I knew this would be my only chance to get away. I fired up the Chevy and put the 8.1 engine and the Allison trany to the test. It was the break I needed because the rest of the trip home went with out anymore problems. I do know that from now on I will have to be more carefull which roads I take when traveling in North Dakota. I always heard there were some big people in North Dakota and they were right.     
caseman-d


----------



## jodyand (Sep 16, 2003)

That was close caseman glad you got away OK hate to think you would have lost your truck and trailer and your newly bought tractor to the likes of those giants. Are you sure they didn't follow you home:lmao:


----------



## memmurphy (Sep 18, 2003)

Thanks for the great story and pictures caseman! The amount of detail in the horse and cowboy is especially amazing. Must have taken a lot of time for someone to build those not to mention artistic and mechanical ability. 

Mark


----------



## Live Oak (Dec 22, 2003)

Great story Caseman! Keepem' comin'!


----------



## Ernie (Mar 18, 2004)

Nice road trip Caseman, loved the pictures...


----------



## parts man (Sep 24, 2003)

Nicely done buddy!! Great story and nice pics!


----------



## caseman-d (Nov 29, 2003)

Thanks for the reply's. Jody I'm not sure if they followed me home or not. I do have this feeling like someone is looking over my shoulder. Could it be them!!!


----------



## Argee (Sep 17, 2003)

:thumbsup: Well done Caseman!


----------



## jodyand (Sep 16, 2003)

> _Originally posted by caseman-d _
> *Thanks for the reply's. Jody I'm not sure if they followed me home or not. I do have this feeling like someone is looking over my shoulder. Could it be them!!!           *


You had better watch it that kid looks like he wanted some new toys.mg:


----------



## bontai Joe (Sep 16, 2003)

I'm nominating you for Poet Laureate, official sage and soothsayer of tractorforum.com That was a great storry and photos went with it so well.
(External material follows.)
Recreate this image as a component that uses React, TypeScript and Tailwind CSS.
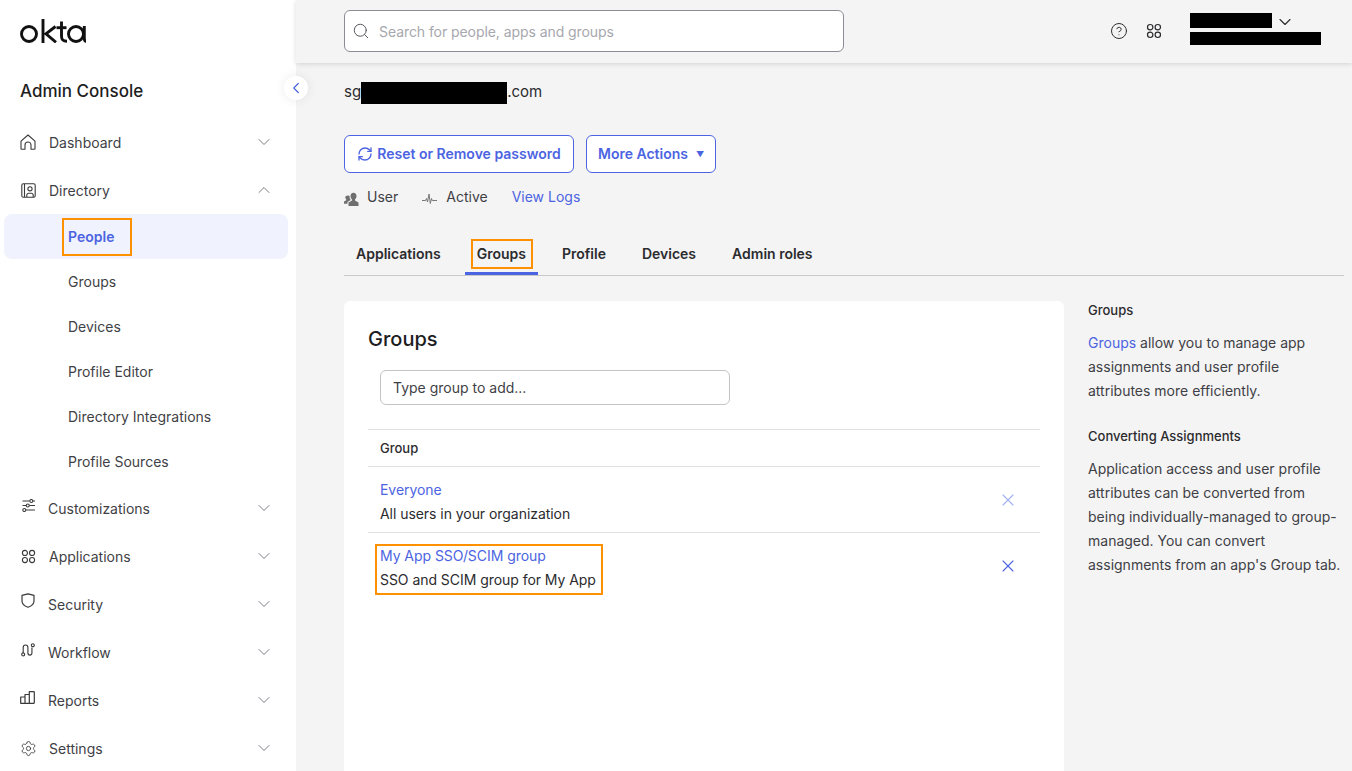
import { ChevronDown, ChevronLeft, ChevronUp, CircleHelp, RefreshCw, Search, Settings, X } from "lucide-react";
import type { ReactNode } from "react";

function AppsIcon({ size = 16 }: { size?: number }) {
  return (
    <svg width={size} height={size} viewBox="0 0 16 16" fill="none" stroke="currentColor" strokeWidth="1.2">
      <circle cx="4.2" cy="4.2" r="2.7" />
      <circle cx="11.8" cy="4.2" r="2.7" />
      <circle cx="4.2" cy="11.8" r="2.7" />
      <circle cx="11.8" cy="11.8" r="2.7" />
    </svg>
  );
}

function HomeIcon() {
  return (
    <svg width="16" height="16" viewBox="0 0 16 16" fill="none" stroke="currentColor" strokeWidth="1.1" strokeLinejoin="round">
      <path d="M1 7.200 8 1l7 6.200v7.600a.5.5 0 0 1-.5.5h-3.500v-4.300a3 3 0 0 0-6 0v4.300H1.500a.5.5 0 0 1-.5-.5z" />
    </svg>
  );
}

function DirectoryIcon() {
  return (
    <svg width="15" height="15" viewBox="0 0 15 15" fill="none" stroke="currentColor" strokeWidth="1.1">
      <rect x="0.800" y="0.800" width="13.400" height="13.400" rx="1.500" />
      <path d="M3.500 1v13" />
      <circle cx="9" cy="5.800" r="2.100" />
      <path d="M5.800 14v-1.800a2 2 0 0 1 2-2h2.400a2 2 0 0 1 2 2V14" />
    </svg>
  );
}

function SlidersIcon() {
  return (
    <svg width="13" height="13" viewBox="0 0 13 13" fill="none" stroke="currentColor" strokeWidth="1.1">
      <path d="M0.500 2h7M11 2h2M0.500 6.500h3.500M7.500 6.500h5.500M4 11h9" />
      <circle cx="9.300" cy="2" r="1.500" />
      <circle cx="5.800" cy="6.500" r="1.500" />
      <circle cx="2.300" cy="11" r="1.500" />
    </svg>
  );
}

function ShieldIcon() {
  return (
    <svg width="14" height="15" viewBox="0 0 14 15" fill="none" stroke="currentColor" strokeWidth="1.2" strokeLinejoin="round">
      <path d="M1 2.400 7 .8l6 1.600V8c0 3.200-2.800 5.200-6 6.300C3.800 13.200 1 11.200 1 8z" />
    </svg>
  );
}

function WorkflowIcon() {
  return (
    <svg width="14" height="14" viewBox="0 0 16 16" fill="none" stroke="currentColor" strokeWidth="1.300">
      <circle cx="2.500" cy="13" r="1.700" />
      <circle cx="13.500" cy="2.500" r="1.700" />
      <path d="M2.500 11.300V5a2.700 2.700 0 0 1 5.400 0v6.500a2.300 2.300 0 0 0 4.600 0V5" />
    </svg>
  );
}

function ReportsIcon() {
  return (
    <svg width="15" height="13" viewBox="0 0 15 13" fill="none" stroke="currentColor" strokeWidth="1.200" strokeLinejoin="round">
      <path d="M.7 6h4.300v6.300H.7zM5 3.500h4.300v8.800H5zM9.300.7h4.500a.5.5 0 0 1 .5.5v10.600a.5.5 0 0 1-.5.5H9.300z" />
    </svg>
  );
}

function OktaLogo() {
  return (
    <svg className="block" width="66" height="24" viewBox="0 0 66 24" fill="none" stroke="#111" strokeWidth="2.900">
      <circle cx="9" cy="15" r="7.500" />
      <path d="M23 0v24M35.500 7.500l-9.500 7.300 10 8.500" />
      <path d="M41.500 2.500v14.500c0 3.800 1.500 5.300 5.500 5.300" />
      <path d="M36.500 8.700h10" />
      <circle cx="56" cy="15" r="7.500" />
      <path d="M64.300 7v12c0 2.500.7 3.300 1.700 3.300" />
    </svg>
  );
}

function UserGlyph() {
  return (
    <svg className="mt-[5px]" width="15" height="14" viewBox="0 0 15 14" fill="#6f6f6f">
      <path d="M9.500 0.800c1.900 0 3 1.400 3 3.300 0 1.300-.6 2.600-1.500 3.300v1l3.500 2V14H4.500v-3.600l3.500-2v-1C7.100 6.700 6.500 5.400 6.500 4.100c0-1.900 1.100-3.300 3-3.300z" />
      <path d="M4 3.500c.7 0 1.200.2 1.600.6-.2 1.300.2 2.700 1 3.700v.3L3.500 10v1.800H0V9.500l2.300-1.300v-.7C1.700 7 1.300 6 1.300 5.300 1.300 4.200 2.400 3.500 4 3.500z" />
    </svg>
  );
}

function PulseGlyph() {
  return (
    <svg className="mt-1" width="15" height="11" viewBox="0 0 15 11" fill="none" stroke="#777" strokeWidth="1">
      <path d="M0 7.500h3.500l1-2 1 3.500 1.500-8 1.300 9.500 1.200-5 .8 2h4.700" />
    </svg>
  );
}

function NavItem({ icon, label, open, iconClass }: { icon: ReactNode; label: string; open?: boolean; iconClass: string }) {
  return (
    <div className="flex h-12 items-center pl-5 pr-[22px] text-[14px] text-[#3f3f46]">
      <span className={`flex shrink-0 text-[#3a3a3a] ${iconClass}`}>{icon}</span>
      <span className="flex-1">{label}</span>
      {open ? (
        <ChevronUp size={20} strokeWidth={1.1} className="-mt-[1px] text-[#6e6e78]" />
      ) : (
        <ChevronDown size={20} strokeWidth={1.1} className="-mt-[1px] text-[#6e6e78]" />
      )}
    </div>
  );
}

function SubItem({ label }: { label: string }) {
  return <div className="flex h-[45px] items-center pl-[68px] text-[14px] text-[#3f3f46]">{label}</div>;
}

function Tab({ label, active }: { label: string; active?: boolean }) {
  if (active) {
    return (
      <div className="flex h-[43px] border-b-[3px] border-[#4c64e1] pl-[6px] pr-[5px] pt-1 text-[14px] font-semibold text-[#2b2b2e]">
        <span className="self-center border-2 border-[#ff9100] pl-1 pr-[5px] py-[3px] leading-5">{label}</span>
      </div>
    );
  }
  return <div className="flex h-[43px] items-center px-3 text-[14px] font-semibold text-[#2b2b2e]">{label}</div>;
}

function Sidebar() {
  return (
    <aside className="flex h-[771px] w-[296px] shrink-0 flex-col bg-white">
      <div className="pl-5 pt-[19px]">
        <OktaLogo />
      </div>
      <h2 className="pl-5 pt-[35px] text-[17px] leading-[26px] font-medium text-[#1d1d21]">Admin Console</h2>
      <nav className="pt-[14px]">
        <NavItem icon={<HomeIcon />} label="Dashboard" iconClass="w-[29px]" />
        <NavItem icon={<DirectoryIcon />} label="Directory" open iconClass="w-[29px] pl-[1px]" />
        <div className="ml-1 mr-2 flex h-[45px] items-center rounded-lg bg-[#f0f3fd] pl-[58px]">
          <span className="flex h-[38px] w-[70px] items-center border-2 border-[#ff9100] pl-1 text-[14px] font-semibold text-[#4c64e1]">People</span>
        </div>
        <SubItem label="Groups" />
        <SubItem label="Devices" />
        <SubItem label="Profile Editor" />
        <SubItem label="Directory Integrations" />
        <SubItem label="Profile Sources" />
        <NavItem icon={<SlidersIcon />} label="Customizations" iconClass="-mt-[6px] w-[28px] pl-[2px]" />
        <NavItem icon={<AppsIcon size={15} />} label="Applications" iconClass="w-[29px] pl-[1px]" />
        <NavItem icon={<ShieldIcon />} label="Security" iconClass="-mt-2 w-[28px] pl-[1px]" />
        <NavItem icon={<WorkflowIcon />} label="Workflow" iconClass="-mt-[5px] w-[28px] pl-[1px]" />
        <NavItem icon={<ReportsIcon />} label="Reports" iconClass="-mt-[6px] w-[28px]" />
        <NavItem icon={<Settings size={17} strokeWidth={1.2} />} label="Settings" iconClass="w-[29px]" />
      </nav>
    </aside>
  );
}

function Header() {
  return (
    <header className="flex h-[63px] items-center bg-[#f4f4f4] pb-[1px] pl-12 pr-[31px] shadow-[0_1px_5px_rgba(0,0,0,0.14)]">
      <div className="flex h-[42px] w-[500px] items-center gap-[9px] rounded-md border border-[#8c8c96] bg-white pl-[7px] text-[14px] tracking-[-0.07px] text-[#a7a7ae]">
        <Search size={18} strokeWidth={1.3} className="text-[#55555c]" />
        Search for people, apps and groups
      </div>
      <div className="ml-auto flex items-center text-[#2b2b2e]">
        <CircleHelp size={18} strokeWidth={1.3} />
        <span className="ml-[18px]">
          <AppsIcon />
        </span>
        <div className="-mt-1 ml-[28px] flex w-[131px] flex-col gap-1">
          <div className="flex h-[15px] items-center gap-[3px]">
            <div className="h-[15px] w-[82px] bg-black" />
            <ChevronDown size={20} strokeWidth={1.3} className="mt-[3px]" />
          </div>
          <div className="h-[13px] w-[131px] bg-black" />
        </div>
      </div>
    </header>
  );
}

function GroupRow({ title, desc, strong, mark }: { title: string; desc: string; strong?: boolean; mark?: boolean }) {
  const text = (
    <>
      <div className="text-[#4c64e1]">{title}</div>
      <div className="mt-1 text-[#2b2b2e]">{desc}</div>
    </>
  );
  return (
    <div className="flex h-[66px] items-center border-b border-[#e1e1e1] pl-3 text-[14px] leading-5 tracking-[-0.05px] last:border-b-0">
      {mark ? (
        <div className="flex-1 pt-[6px]">
          <div className="-ml-[5px] w-[228px] border-2 border-[#ff9100] pb-[3px] pl-[3px]">{text}</div>
        </div>
      ) : (
        <div className="flex-1 pt-[5px]">{text}</div>
      )}
      <X size={20} strokeWidth={1.3} className={`mr-[22px] ${strong ? "text-[#4c64e1]" : "text-[#a3afee]"}`} />
    </div>
  );
}

function GroupsCard() {
  return (
    <section className="h-[470px] w-[720px] shrink-0 rounded-t-md bg-white px-6 pt-[24px]">
      <h3 className="text-[20px] leading-7 font-medium text-[#1d1d21]">Groups</h3>
      <div className="ml-3 mt-[17px] flex h-[35px] w-[350px] items-center rounded-md border border-[#c4c4c4] pl-3 text-[14px] text-[#3f3f46]">
        Type group to add...
      </div>
      <div className="mt-[24px] border-t border-[#e1e1e1]">
        <div className="flex h-[37px] items-center border-b border-[#e1e1e1] pl-3 pt-[2px] text-[13px] font-medium text-[#2b2b2e]">Group</div>
        <GroupRow title="Everyone" desc="All users in your organization" />
        <GroupRow title="My App SSO/SCIM group" desc="SSO and SCIM group for My App" strong mark />
      </div>
    </section>
  );
}

function HelpPanel() {
  return (
    <aside className="-mt-[1px] w-[256px] text-[14px] leading-6 text-[#3f3f46]">
      <h4 className="text-[13px] leading-5 font-medium text-[#2b2b2e]">Groups</h4>
      <p className="mt-[11px]">
        <span className="text-[#4c64e1]">Groups</span> allow you to manage app assignments and user profile attributes more efficiently.
      </p>
      <h4 className="mt-[23px] text-[13px] leading-5 font-medium text-[#2b2b2e]">Converting Assignments</h4>
      <p className="mt-[11px]">
        Application access and user profile attributes can be converted from being individually-managed to group-managed. You can convert assignments from an app's Group tab.
      </p>
    </aside>
  );
}

export default function App() {
  return (
    <div className="relative flex h-[771px] w-[1352px] overflow-hidden bg-[#f4f4f4] font-['Inter',sans-serif]">
      <Sidebar />
      <button className="absolute left-[284px] top-[76px] z-10 flex h-6 w-6 items-center justify-center rounded-full bg-white text-[#4c64e1] shadow-[0_0_12px_rgba(0,0,0,0.08)]">
        <ChevronLeft size={18} strokeWidth={1.6} />
      </button>
      <div className="min-w-0 flex-1">
        <Header />
        <main className="pl-12 pr-2">
          <div className="mt-[19px] flex h-[22px] items-center pb-[2px] text-[15px] text-[#2b2b2e]">
            sg
            <span className="h-[22px] w-[146px] self-start bg-black" />
            .com
          </div>
          <div className="mt-[31px] flex gap-3 text-[14px] font-semibold text-[#4c64e1]">
            <button className="flex h-[38px] w-[230px] items-center justify-center gap-1 rounded-md border border-[#4c64e1] bg-white pb-[1px]">
              <RefreshCw size={16} strokeWidth={2} />
              Reset or Remove password
            </button>
            <button className="flex h-[38px] w-[130px] items-center gap-2 rounded-md border border-[#4c64e1] bg-white pb-[1px] pl-[11px]">
              More Actions <span className="text-[8px]">▼</span>
            </button>
          </div>
          <div className="mt-[13px] flex h-5 items-center text-[14px] text-[#3f3f46]">
            <UserGlyph />
            <span className="ml-2">User</span>
            <span className="ml-6">
              <PulseGlyph />
            </span>
            <span className="ml-[9px]">Active</span>
            <span className="ml-6 text-[#4c64e1]">View Logs</span>
          </div>
          <div className="mt-[26px] flex h-[44px] gap-3 border-b border-[#c9c9c9]">
            <Tab label="Applications" />
            <Tab label="Groups" active />
            <Tab label="Profile" />
            <Tab label="Devices" />
            <Tab label="Admin roles" />
          </div>
          <div className="mt-[25px] flex gap-6">
            <GroupsCard />
            <HelpPanel />
          </div>
        </main>
      </div>
    </div>
  );
}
A BIG thank you for brightening up my day.:thumbsup:


----------



## caseman-d (Nov 29, 2003)

> _Originally posted by bontai Joe _
> *I'm nominating you for Poet Laureate, official sage and soothsayer of tractorforum.com That was a great storry and photos went with it so well. A BIG thank you for brightening up my day.:thumbsup: *



Thanks
Tom


----------



## Big Allis (Nov 24, 2003)

great story and pictures caseman u better hope those 3 ddnt follow you home they look like thy could eat tractors lollol :jumpropeb :crazysun: :jumpropeb isnt north dakota land of the giants or did i get tht wrong ?


----------



## caseman-d (Nov 29, 2003)

> _Originally posted by bigallis _
> *great story and pictures caseman u better hope those 3 ddnt follow you home they look like thy could eat tractors lollol :jumpropeb :crazysun: :jumpropeb isnt north dakota land of the giants or did i get tht wrong ? *


bigallis,
As a kid I remember a show called "Land of the Gaints" Yoouu donn''ttt suppossse thhhat wwass fillmmeddd iiin Nooorrth Daaakkkota do youuu. Noww you have mmeee woorried>>>...
caassemaann-----ddddddeeeeee


----------



## Big Allis (Nov 24, 2003)

dont look out your windows an look over your shouler case man better watch out they might be standin out side peekin in yer windows watchin ya lollol:jumpropeb :crazysun: :jumpropeb


----------



## caseman-d (Nov 29, 2003)

> _Originally posted by bigallis _
> *dont look out your windows an look over your shouler case man better watch out they might be standin out side peekin in yer windows watchin ya lollol:jumpropeb :crazysun: :jumpropeb *


hey BA,
I don't think I have to worry about them gaints anymore. The way the winds been blowing they either are back home or the wind has blown them into northern Iowa by now. So I have finally opened my shades to let the sunlight in. Things seem brighter now.    hmmmmm  :lmao: :tractorsm :tractorsm 
caseman-d


----------



## Big Allis (Nov 24, 2003)

LOLL LOLL LOLL LOLL LOLL caseman:jumpropeb :crazysun: :jumpropeb


----------